When Should I Start Saving for Retirement?
Saving for retirement can feel overwhelming, especially in your 20s and 30s. So, when should you start saving for retirement? The short answer: as soon as possible! Here’s why.
Capitalize on the power of starting early
The earlier you start saving, the more your money can grow. Here’s how it works: If you start saving $100 a month with an average annual return of 6% at age 25, you could end up with over $185,000 by age 65. However, if you wait until age 35 to start saving, you'd only have about $94,000 at retirement. By starting to save 10 years earlier, you could end up with an extra $91,000 in savings!
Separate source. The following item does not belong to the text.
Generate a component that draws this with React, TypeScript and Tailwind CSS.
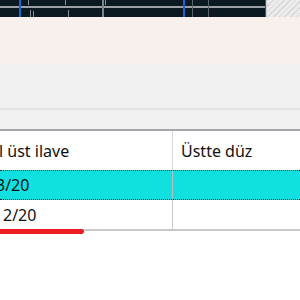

Starting early gives you a big advantage thanks to compound interest. This refers to earning interest on the money you’ve saved and on interest earned along the way.
Use investment accounts to build your nest egg
In Canada, there are two different types of investment accounts to help you save for your retirement.
A registered retirement savings plan (RRSP): An RRSP allows you to save money for retirement on a tax-deferred basis. This means the money you contribute is deducted from your taxable income, so you’ll pay less tax now. However, you’ll pay taxes when you make withdrawals in your retirement.
A tax-free savings account (TFSA): A TFSA lets you grow your savings tax-free, which can make it an effective option for long-term retirement savings. Any money you withdraw from a TFSA is not taxed, giving you flexibility and potential for growth. However, there is an annual dollar limit for TFSA contributions.
The earlier you start contributing to these accounts, the longer your savings can grow, and the more you’ll benefit from the tax advantages with each option.
Saving for your retirement may not be your top priority. Taking advantage of compound interest and contributing to a TFSA and/or RRSP can help build your future nest egg. Plus, if you’re a member of a workplace pension plan, you’re already contributing to your retirement savings, which is a huge advantage.